2018 Forecast: This is a multi-year, decade-long initiative. The maturity of DevOps will aid application modernization initiatives across the entire life cycle. 2018 will be a year of continued progress.

5. No DevOps Plan: Previously, DevOps projects were being spun up as bottom-up initiatives. Program managers, planning processes, budget allocation and executive buy-in were all sporadic and not specifically tied to business goals or measurable objectives.

2018 Forecast: We see both organizational resources and budget allocation with structured planning tied to measurable business outcomes being attached to DevOps as it becomes mainstream.

4. Managing Environments: IT environments are becoming increasingly complex as applications become distributed, multi-cloud and accessible across a variety of different endpoints, IoT, mobile, etc. Replicating and managing environments is an issue as organizations scale.

2018 Forecast: Environment complexity manifests with both the scale of organization and velocity of its development cycles. Solutions such as blueprinting allow for standardization and automation of sandboxes in pipelines streamlines release management and delivery. DevOps collaboration and team productivity increases, while IT administrators can improve governance.

3. Tackling Legacy: Brownfield deployments with legacy infrastructure induce complexity for cloud models. Infrastructure rigidity and access to physical environments induce delays. Organizations that have on-premise infrastructure, proprietary tools and manual processes all suffer from legacy technical debt.

2018 Forecast: Infrastructure automation platforms and as-a-service models will take root. Despite continued investment in premise infrastructure, we expect this problem to be somewhat reduced in 2018 with a number of tools now straddling brownfield and greenfield deployments. Providing investment protection while introducing new workflows in a non-disruptive manner is key.

2. Testing Automation: Organizations are consciously embracing automation for continuous integration and deployment. Test automation is often an afterthought, as is security.

2018 Forecast: There will be increased recognition of continuous testing as a critical component of the CI/CD pipeline with quality becoming paramount as deployment scales. Automation breaks silos and allows for teams to bring significant standardization to a manual ad-hoc activity. Using sandboxes to grease continuous testing and automate environment creation will help improve quality and velocity of releases.

1. Culture: Early DevOps initiatives required a collaborative culture, with risk-taking, experimentation and failure forgiveness baked in. Usually, culture is the hardest to change. A “business as usual” attitude may not work. This was rated the No. 1 barrier to DevOps over the past two years, especially in enterprise deployments.

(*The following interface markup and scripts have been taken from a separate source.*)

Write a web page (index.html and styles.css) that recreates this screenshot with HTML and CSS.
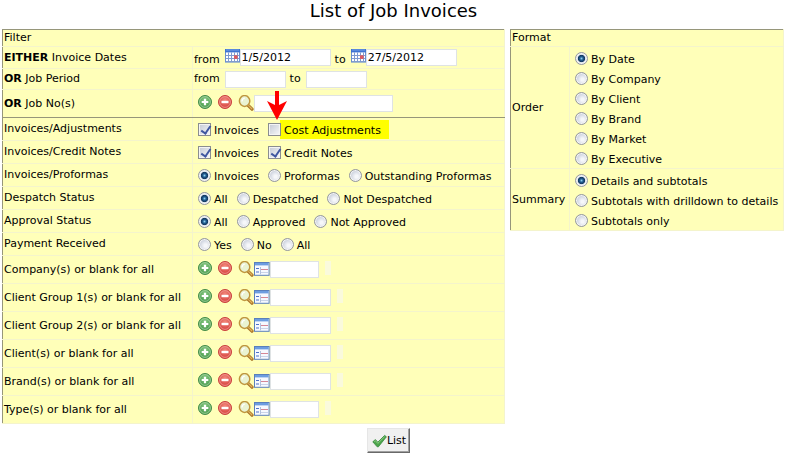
FILE: index.html
```html
<!DOCTYPE html>
<html lang="en">
<head>
  <meta charset="UTF-8">
  <title>List of Job Invoices</title>
  <meta name="viewport" content="width=device-width, initial-scale=1.0">
  <link rel="stylesheet" href="styles.css">
</head>
<body>

  <!-- icon set -->
  <svg class="sprite" aria-hidden="true">
    <defs>
      <radialGradient id="greenFill" cx="0.5" cy="0.35" r="0.65">
        <stop offset="0" stop-color="#8ccb86"/>
        <stop offset="1" stop-color="#3f9446"/>
      </radialGradient>
      <radialGradient id="redFill" cx="0.5" cy="0.35" r="0.65">
        <stop offset="0" stop-color="#f28a7c"/>
        <stop offset="1" stop-color="#d33a38"/>
      </radialGradient>
    </defs>
    <symbol id="add" viewBox="0 0 14 14">
      <circle cx="7" cy="7" r="6.5" fill="url(#greenFill)" stroke="#438c48"/>
      <circle cx="7" cy="7" r="5.4" fill="none" stroke="#b5dcae" stroke-width="0.7"/>
      <path d="M7 3.7v6.6M3.7 7h6.6" stroke="#fff" stroke-width="2.2"/>
    </symbol>
    <symbol id="remove" viewBox="0 0 14 14">
      <circle cx="7" cy="7" r="6.5" fill="url(#redFill)" stroke="#c9403d"/>
      <circle cx="7" cy="7" r="5.4" fill="none" stroke="#f5aaa0" stroke-width="0.7"/>
      <path d="M3.5 7h7" stroke="#fff" stroke-width="2.4"/>
    </symbol>
    <symbol id="search" viewBox="0 0 16 16">
      <path d="M9.6 9.8l4.4 4.4" stroke="#a97428" stroke-width="3.2" stroke-linecap="round"/>
      <path d="M10.4 10.4l3.4 3.4" stroke="#e0b35e" stroke-width="1.3" stroke-linecap="round"/>
      <ellipse cx="6.6" cy="6" rx="5.2" ry="5.4" fill="#eaf3d2" stroke="#bf963f" stroke-width="1.5"/>
      <path d="M4 6.5c0-2 1-3.2 2.8-3.4" stroke="#fff" stroke-width="1.2" fill="none"/>
    </symbol>
    <symbol id="list" viewBox="0 0 16 14">
      <rect x="0.5" y="0.5" width="14.6" height="12.8" fill="#f6f9ff" stroke="#5a80bb"/>
      <rect x="1" y="1" width="13.6" height="2.4" fill="#6c9de0"/>
      <path d="M2 6.5h3M2 10h3" stroke="#4d72c9" stroke-width="1.2"/>
      <path d="M6.5 5v7.4" stroke="#b3c2dd"/>
      <path d="M7 7.5h7" stroke="#d58796"/>
      <path d="M7 10.5h7" stroke="#c9d3e8"/>
    </symbol>
    <symbol id="calendar" viewBox="0 0 15 14">
      <rect x="0.5" y="0.5" width="14" height="12.6" fill="#fff" stroke="#6b8fd0"/>
      <rect x="0" y="0" width="15" height="3.4" fill="#3e74d2"/>
      <path d="M1 1h13" stroke="#85aceb" stroke-width="0.8"/>
      <path d="M3.5 3.4v9.6M6.5 3.4v9.6M9.5 3.4v9.6M12.5 3.4v9.6M1 6.5h13M1 9.5h13M1 12.5h13" stroke="#7f9bd0"/>
      <rect x="9" y="6.3" width="3.6" height="3.6" fill="#dc5a5f"/>
    </symbol>
    <symbol id="tick" viewBox="0 0 15 14">
      <path d="M0.8 7.8l2.6-2.2 2.4 2.6L12.6 1.4l1.8 1.4L6.4 12.8H5.2z" fill="#4ba54b" stroke="#34863a" stroke-width="0.8"/>
      <path d="M2.2 7.6l1.2-.9 2.4 2.7 6.8-6.7" fill="none" stroke="#92d088" stroke-width="0.9"/>
    </symbol>
  </svg>

  <h1>List of Job Invoices</h1>

  <form onsubmit="return false">
    <div class="panels">
      <table class="panel filter">
        <tr class="head"><th colspan="2">Filter</th></tr>
        <tr class="dates">
          <th><b>EITHER</b> Invoice Dates</th>
          <td>
            <div class="fields">
              <label for="dateFrom">from</label>
              <button type="button" class="icon calendar" aria-label="Pick start date"><svg><use href="#calendar"/></svg></button>
              <input type="text" class="date" id="dateFrom" value="1/5/2012">
              <label for="dateTo">to</label>
              <button type="button" class="icon calendar" aria-label="Pick end date"><svg><use href="#calendar"/></svg></button>
              <input type="text" class="date" id="dateTo" value="27/5/2012">
            </div>
          </td>
        </tr>
        <tr class="period">
          <th><b>OR</b> Job Period</th>
          <td>
            <div class="fields">
              <label for="periodFrom">from</label>
              <input type="text" class="medium" id="periodFrom">
              <label for="periodTo">to</label>
              <input type="text" class="medium" id="periodTo">
            </div>
          </td>
        </tr>
        <tr class="jobs">
          <th><label for="jobNo"><b>OR</b> Job No(s)</label></th>
          <td>
            <div class="picker">
              <button type="button" class="icon" aria-label="Add"><svg><use href="#add"/></svg></button>
              <button type="button" class="icon" aria-label="Remove"><svg><use href="#remove"/></svg></button>
              <button type="button" class="icon wide" aria-label="Search"><svg><use href="#search"/></svg></button>
              <input type="text" class="long" id="jobNo">
            </div>
          </td>
        </tr>
        <tr class="choice">
          <th>Invoices/Adjustments</th>
          <td>
            <div class="options">
              <label><input type="checkbox" checked><span>Invoices</span></label>
              <label class="marked">
                <input type="checkbox"><span>Cost Adjustments</span>
                <svg class="arrow" viewBox="0 0 20 29"><path d="M8 0h4v14l8-4-10 19L0 10l8 4z" fill="#f00"/></svg>
              </label>
            </div>
          </td>
        </tr>
        <tr class="choice">
          <th>Invoices/Credit Notes</th>
          <td>
            <div class="options">
              <label><input type="checkbox" checked><span>Invoices</span></label>
              <label><input type="checkbox" checked><span>Credit Notes</span></label>
            </div>
          </td>
        </tr>
        <tr class="choice">
          <th>Invoices/Proformas</th>
          <td>
            <div class="options">
              <label><input type="radio" name="proforma" checked><span>Invoices</span></label>
              <label><input type="radio" name="proforma"><span>Proformas</span></label>
              <label><input type="radio" name="proforma"><span>Outstanding Proformas</span></label>
            </div>
          </td>
        </tr>
        <tr class="choice">
          <th>Despatch Status</th>
          <td>
            <div class="options">
              <label><input type="radio" name="despatch" checked><span>All</span></label>
              <label><input type="radio" name="despatch"><span>Despatched</span></label>
              <label><input type="radio" name="despatch"><span>Not Despatched</span></label>
            </div>
          </td>
        </tr>
        <tr class="choice">
          <th>Approval Status</th>
          <td>
            <div class="options">
              <label><input type="radio" name="approval" checked><span>All</span></label>
              <label><input type="radio" name="approval"><span>Approved</span></label>
              <label><input type="radio" name="approval"><span>Not Approved</span></label>
            </div>
          </td>
        </tr>
        <tr class="choice">
          <th>Payment Received</th>
          <td>
            <div class="options">
              <label><input type="radio" name="payment"><span>Yes</span></label>
              <label><input type="radio" name="payment"><span>No</span></label>
              <label><input type="radio" name="payment"><span>All</span></label>
            </div>
          </td>
        </tr>
        <tr class="lookup">
          <th><label for="company">Company(s) or blank for all</label></th>
          <td>
            <div class="picker">
              <button type="button" class="icon" aria-label="Add"><svg><use href="#add"/></svg></button>
              <button type="button" class="icon" aria-label="Remove"><svg><use href="#remove"/></svg></button>
              <button type="button" class="icon wide" aria-label="Search"><svg><use href="#search"/></svg></button>
              <button type="button" class="icon wide" aria-label="List"><svg><use href="#list"/></svg></button>
              <input type="text" class="short" id="company"><span class="result"></span>
            </div>
          </td>
        </tr>
        <tr class="lookup">
          <th><label for="group1">Client Group 1(s) or blank for all</label></th>
          <td>
            <div class="picker">
              <button type="button" class="icon" aria-label="Add"><svg><use href="#add"/></svg></button>
              <button type="button" class="icon" aria-label="Remove"><svg><use href="#remove"/></svg></button>
              <button type="button" class="icon wide" aria-label="Search"><svg><use href="#search"/></svg></button>
              <button type="button" class="icon wide" aria-label="List"><svg><use href="#list"/></svg></button>
              <input type="text" class="medium" id="group1"><span class="result"></span>
            </div>
          </td>
        </tr>
        <tr class="lookup">
          <th><label for="group2">Client Group 2(s) or blank for all</label></th>
          <td>
            <div class="picker">
              <button type="button" class="icon" aria-label="Add"><svg><use href="#add"/></svg></button>
              <button type="button" class="icon" aria-label="Remove"><svg><use href="#remove"/></svg></button>
              <button type="button" class="icon wide" aria-label="Search"><svg><use href="#search"/></svg></button>
              <button type="button" class="icon wide" aria-label="List"><svg><use href="#list"/></svg></button>
              <input type="text" class="medium" id="group2"><span class="result"></span>
            </div>
          </td>
        </tr>
        <tr class="lookup">
          <th><label for="client">Client(s) or blank for all</label></th>
          <td>
            <div class="picker">
              <button type="button" class="icon" aria-label="Add"><svg><use href="#add"/></svg></button>
              <button type="button" class="icon" aria-label="Remove"><svg><use href="#remove"/></svg></button>
              <button type="button" class="icon wide" aria-label="Search"><svg><use href="#search"/></svg></button>
              <button type="button" class="icon wide" aria-label="List"><svg><use href="#list"/></svg></button>
              <input type="text" class="medium" id="client"><span class="result"></span>
            </div>
          </td>
        </tr>
        <tr class="lookup">
          <th><label for="brand">Brand(s) or blank for all</label></th>
          <td>
            <div class="picker">
              <button type="button" class="icon" aria-label="Add"><svg><use href="#add"/></svg></button>
              <button type="button" class="icon" aria-label="Remove"><svg><use href="#remove"/></svg></button>
              <button type="button" class="icon wide" aria-label="Search"><svg><use href="#search"/></svg></button>
              <button type="button" class="icon wide" aria-label="List"><svg><use href="#list"/></svg></button>
              <input type="text" class="medium" id="brand"><span class="result"></span>
            </div>
          </td>
        </tr>
        <tr class="lookup">
          <th><label for="type">Type(s) or blank for all</label></th>
          <td>
            <div class="picker">
              <button type="button" class="icon" aria-label="Add"><svg><use href="#add"/></svg></button>
              <button type="button" class="icon" aria-label="Remove"><svg><use href="#remove"/></svg></button>
              <button type="button" class="icon wide" aria-label="Search"><svg><use href="#search"/></svg></button>
              <button type="button" class="icon wide" aria-label="List"><svg><use href="#list"/></svg></button>
              <input type="text" class="short" id="type"><span class="result"></span>
            </div>
          </td>
        </tr>
      </table>

      <table class="panel format">
        <tr class="head"><th colspan="2">Format</th></tr>
        <tr>
          <th>Order</th>
          <td>
            <div class="options stacked">
              <label><input type="radio" name="order" checked><span>By Date</span></label>
              <label><input type="radio" name="order"><span>By Company</span></label>
              <label><input type="radio" name="order"><span>By Client</span></label>
              <label><input type="radio" name="order"><span>By Brand</span></label>
              <label><input type="radio" name="order"><span>By Market</span></label>
              <label><input type="radio" name="order"><span>By Executive</span></label>
            </div>
          </td>
        </tr>
        <tr>
          <th>Summary</th>
          <td>
            <div class="options stacked">
              <label><input type="radio" name="summary" checked><span>Details and subtotals</span></label>
              <label><input type="radio" name="summary"><span>Subtotals with drilldown to details</span></label>
              <label><input type="radio" name="summary"><span>Subtotals only</span></label>
            </div>
          </td>
        </tr>
      </table>
    </div>

    <div class="actions">
      <button type="submit" class="submit"><svg><use href="#tick"/></svg>List</button>
    </div>
  </form>

</body>
</html>
```
FILE: styles.css
```css
* {
  box-sizing: border-box;
}

body {
  margin: 0;
  padding: 0 2px;
  background: #fff;
  color: #000;
  font-family: Verdana, "DejaVu Sans", sans-serif;
  font-size: 11px;
  line-height: 14px;
}

.sprite {
  position: absolute;
  width: 0;
  height: 0;
}

h1 {
  margin: 0;
  height: 29px;
  font-size: 18px;
  font-weight: normal;
  line-height: 22px;
  text-align: center;
}

.panels {
  display: flex;
  align-items: flex-start;
  gap: 5px;
}

.panel {
  border-collapse: collapse;
  background: #ffffb9;
  border: 1px solid #e9e9d4;
  border-top-color: #96967a;
  border-left-color: #96967a;
  white-space: nowrap;
}

.filter {
  flex: 1;
}

.format {
  width: 274px;
  margin-right: 1px;
}

.panel th,
.panel td {
  padding: 0 1px;
  border: 1px solid #f4f4cc;
  font-weight: normal;
  text-align: left;
}

.panel th:first-child {
  border-left-color: #96967a;
}

.panel .head th {
  height: 17px;
  border-top-color: #96967a;
}

.filter th {
  width: 190px;
}

.format tr:not(.head) th {
  width: 59px;
}

/* row heights */
.dates td { height: 22px; }
.period td { height: 21px; }
.jobs td { height: 28px; }
.choice td { height: 23px; }
.lookup td { height: 28px; }

.panel .jobs th,
.panel .jobs td {
  border-bottom-color: #96967a;
}

.fields,
.picker,
.options,
.options label {
  display: flex;
  align-items: center;
}

.fields label {
  margin-right: 5px;
}

.fields input + label {
  margin-left: 4px;
}

.dates .fields {
  align-items: flex-start;
}

.dates label {
  padding-top: 4px;
}

.picker {
  align-items: flex-start;
  padding-left: 4px;
}

input[type="text"] {
  height: 17px;
  margin: 0;
  padding: 0 1px;
  border: 1px solid #dfe3e4;
  background: #fff;
  color: #000;
  font: inherit;
}

.date { width: 91px; }
.short { width: 49px; }
.medium { width: 61px; }
.long { width: 139px; }

.icon {
  width: 14px;
  height: 14px;
  margin: 0 6px 0 0;
  padding: 0;
  border: 0;
  background: none;
  cursor: pointer;
}

.icon svg {
  display: block;
  width: 100%;
  height: 100%;
}

.icon.wide {
  width: 16px;
  height: 16px;
  margin: 0;
}

.icon.calendar {
  width: 15px;
  margin: 0;
}

.result {
  width: 6px;
  height: 14px;
  margin-left: 6px;
  background: #fafadc;
}

.options {
  gap: 9px;
  padding-left: 4px;
}

.options label {
  position: relative;
  height: 19px;
  gap: 3px;
}

.options span {
  padding-top: 3px;
}

.options.stacked {
  flex-direction: column;
  align-items: flex-start;
  gap: 0;
  padding-top: 1px;
}

.options.stacked label {
  height: 20px;
}

.options input {
  appearance: none;
  flex: none;
  width: 13px;
  height: 13px;
  margin: 0;
}

input[type="radio"] {
  border: 1px solid #96999e;
  border-radius: 50%;
  background: radial-gradient(circle at 60% 60%, #f6f7fa 15%, #c8cedb 70%);
  box-shadow: inset 0 0 0 1px #f4f4f4;
}

input[type="radio"]:checked {
  background: radial-gradient(circle at 50% 50%, #8fd0ee 0, #1f5c91 22%, #15395f 42%, #dfe6ee 52%);
}

input[type="checkbox"] {
  border: 1px solid #8a8d90;
  background: linear-gradient(135deg, #c3c9d4, #f8f9fa);
  box-shadow: inset 0 0 0 1px #f4f4f4;
}

input[type="checkbox"]:checked::after {
  content: "";
  display: block;
  width: 4px;
  height: 8px;
  margin: 0 0 0 4px;
  border: solid #3f57a0;
  border-width: 0 2px 2px 0;
  transform: rotate(35deg);
}

.marked {
  background: linear-gradient(#ff0, #ff0) no-repeat 12px 0;
  padding-right: 8px;
}

/* pointer above the new option */
.arrow {
  position: absolute;
  left: -1px;
  bottom: 19px;
  width: 20px;
  height: 29px;
}

.actions {
  padding: 4px 10px 0 0;
  text-align: center;
}

.submit {
  display: inline-flex;
  align-items: center;
  height: 25px;
  padding: 0 3px 0 4px;
  border: 1px solid;
  border-color: #e6e6e6 #696969 #696969 #e6e6e6;
  box-shadow: inset -1px -1px #a0a0a0;
  background: #f0f0f0;
  color: #000;
  font: inherit;
}

.submit svg {
  width: 15px;
  height: 14px;
}
```
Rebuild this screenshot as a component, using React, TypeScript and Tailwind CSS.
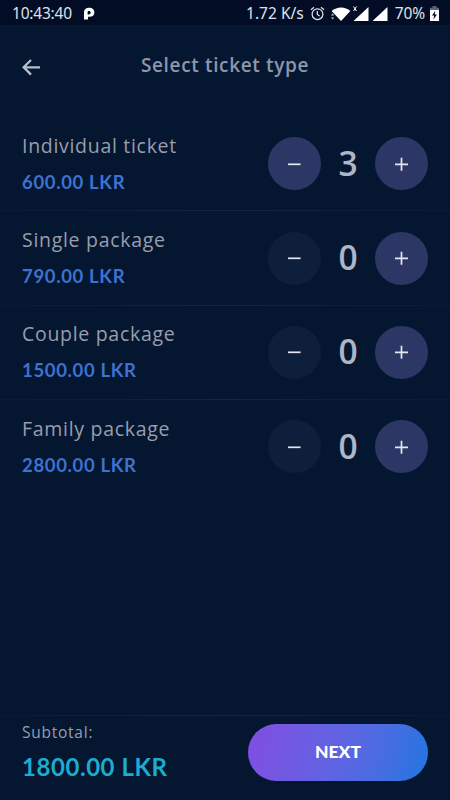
import { useState } from 'react'

interface Ticket {
  name: string
  price: number
  count: number
}

const initialTickets: Ticket[] = [
  { name: 'Individual ticket', price: 600, count: 3 },
  { name: 'Single package', price: 790, count: 0 },
  { name: 'Couple package', price: 1500, count: 0 },
  { name: 'Family package', price: 2800, count: 0 },
]

const formatPrice = (value: number) => `${value.toFixed(2)} LKR`

function StatusBar() {
  return (
    <div className="flex h-[25px] shrink-0 items-center bg-[#020d25] pl-3 pr-[11px] pt-[3px] font-['Noto_Sans',sans-serif] text-[15.5px] leading-none text-[#dfe3ea]">
      <span className="w-[61px] whitespace-nowrap tracking-[-0.2px]">10:43:40</span>
      <svg className="-mt-px ml-[10px] h-[13px] w-[12px]" viewBox="0 0 12 13">
        <path
          d="M1 5.2C1 2.4 3 .8 6 .8 9.4.8 11.4 2.7 11.4 5.4 11.4 8.2 9.4 9.8 6.6 9.8H5V12.6H1V7.6h4.8c1.2 0 1.8-.8 1.8-2S7 3.9 6 3.9 4.6 4.4 4.6 5.2v2.6H1z"
          fill="#fff"
        />
      </svg>
      <span className="ml-auto whitespace-nowrap">1.72 K/s</span>
      <svg className="-mt-0.5 ml-[6px] h-[15px] w-[15px]" viewBox="0 0 15 15" fill="none" stroke="#e4e8ef" strokeWidth="1.2">
        <circle cx="7.5" cy="8.2" r="5.4" />
        <path d="M7.3 5v3.5l2.4 1.4M1 3.7L4 1.2M14 3.7L11 1.2" />
      </svg>
      <svg className="-mt-0.5 ml-[6px] h-[15px] w-[58px]" viewBox="0 0 58 15" fill="#fff">
        <path d="M.6 5C5.9.2 14.3.2 19.4 5L10 15z" />
        <path d="M0 9.4l1.6-2.2 1.6 2.2zM0 11.4h3.2l-1.6 2.2z" fill="#b8bfca" />
        <path d="M37.5 1v14h-15zM56.5 1v14h-15z" />
        <path d="M22.5.5l3 4.5M25.5.5l-3 4.5" stroke="#fff" strokeWidth="1" />
      </svg>
      <span className="ml-[6px] whitespace-nowrap tracking-[-0.1px]">70%</span>
      <svg className="-mt-0.5 ml-[5px] h-[15px] w-[9px]" viewBox="0 0 9 15">
        <path d="M2.5 0h4v1.7H9V4H0V1.7h2.5z" fill="#5c6373" />
        <path d="M0 4h9v11H0z" fill="#fff" />
        <path d="M5.3 4.8L2 9.6h2.1l-.7 4L7 8.5H4.8z" fill="#020d25" />
      </svg>
    </div>
  )
}

function Divider() {
  return <div className="h-px shrink-0 bg-linear-to-r from-[#0a1b36] via-[#14253f] to-[#0a1b36]" />
}

interface CountButtonProps {
  kind: 'minus' | 'plus'
  disabled?: boolean
  onClick: () => void
}

function CountButton({ kind, disabled = false, onClick }: CountButtonProps) {
  return (
    <button
      type="button"
      aria-label={kind}
      disabled={disabled}
      onClick={onClick}
      className={`flex h-[53px] w-[53px] items-center justify-center rounded-full ${
        disabled ? 'bg-[#0e1f3c]' : 'bg-[#2d3765]'
      }`}
    >
      <svg className="h-[14px] w-[14px]" viewBox="0 0 14 14" fill="none" stroke="#e5e7f0" strokeWidth="1.7">
        <path d={kind === 'plus' ? 'M0 7.3h13M6.5.8v13' : 'M0 7.3h12.6'} />
      </svg>
    </button>
  )
}

export default function App() {
  const [tickets, setTickets] = useState(initialTickets)

  const subtotal = tickets.reduce((sum, ticket) => sum + ticket.price * ticket.count, 0)

  const changeCount = (name: string, delta: number) => {
    setTickets(prev =>
      prev.map(ticket => (ticket.name === name ? { ...ticket, count: Math.max(0, ticket.count + delta) } : ticket))
    )
  }

  return (
    <div className="flex h-[800px] w-[450px] flex-col overflow-hidden bg-[#051631] font-['Open_Sans',sans-serif]">
      <StatusBar />

      <header className="grid h-[92px] shrink-0 grid-cols-[1fr_auto_1fr] items-start px-[22px] pt-[28px]">
        <button type="button" aria-label="Back" className="mt-1.5 w-[18px]">
          <svg className="h-[17px] w-[18px]" viewBox="0 0 18 17" fill="none" stroke="#b7bfcc" strokeWidth="2.3">
            <path d="M9 1L1.7 8.3 9 15.6M2 8.3h16" />
          </svg>
        </button>
        <h1 className="whitespace-nowrap text-[19px] font-semibold leading-6 tracking-[0.65px] text-[#8d97ab]">
          Select ticket type
        </h1>
      </header>

      <main className="flex-1">
        {tickets.map((ticket, index) => (
          <section key={ticket.name} className="h-[94.4px]">
            <div className="flex h-[93.4px] items-center justify-between px-[22px]">
              <div>
                <h2 className="whitespace-nowrap text-[19.5px] leading-6 tracking-[0.7px] text-[#989eac]">{ticket.name}</h2>
                <p className="mt-3 whitespace-nowrap font-['Lato',sans-serif] text-[18.5px] font-bold leading-6 tracking-[0.65px] text-[#3d72d0]">
                  {formatPrice(ticket.price)}
                </p>
              </div>
              <div className="flex w-[160px] items-center justify-between">
                <CountButton kind="minus" disabled={ticket.count === 0} onClick={() => changeCount(ticket.name, -1)} />
                <span className="pb-0.5 text-[33.5px] font-semibold leading-10 text-[#adb6c7]">{ticket.count}</span>
                <CountButton kind="plus" onClick={() => changeCount(ticket.name, 1)} />
              </div>
            </div>
            {index < tickets.length - 1 && <Divider />}
          </section>
        ))}
      </main>

      <footer className="h-[85px] shrink-0">
        <Divider />
        <div className="flex items-start justify-between px-[22px] pt-2">
          <div className="-mt-0.5">
            <p className="text-[15.5px] leading-5 tracking-[0.75px] text-[#989eac]">Subtotal:</p>
            <p className="mt-[11px] whitespace-nowrap font-['Lato',sans-serif] text-[24px] font-bold leading-7 tracking-[0.55px] text-[#1daccf]">
              {formatPrice(subtotal)}
            </p>
          </div>
          <button
            type="button"
            className="h-[57px] w-[180px] rounded-full bg-linear-105 from-[#7e4fe2] from-5% to-[#2b73e1] to-92% font-['Lato',sans-serif] text-[17.5px] font-black text-white"
          >
            NEXT
          </button>
        </div>
      </footer>
    </div>
  )
}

2018 Forecast: We predict enterprises will embrace a shift in culture as a conscious effort and as a foundational element of their DevOps rollout. With executive sponsorship, the election of champions and collaborative toolsets, a top-down and bottom-up culture shift will happen, breaking cultural barriers and improving collaboration between functional teams.

The net of the above portrays an optimistic trend with 2018-2020 being a critical inflection period for mainstream adoption of DevOps. It is not an on-off switch, but rather a set of recursive learnings applied to get the right mix for an organization as every organization is unique. Expectation management and hype avoidance can ensure alignment with the true north of DevOps.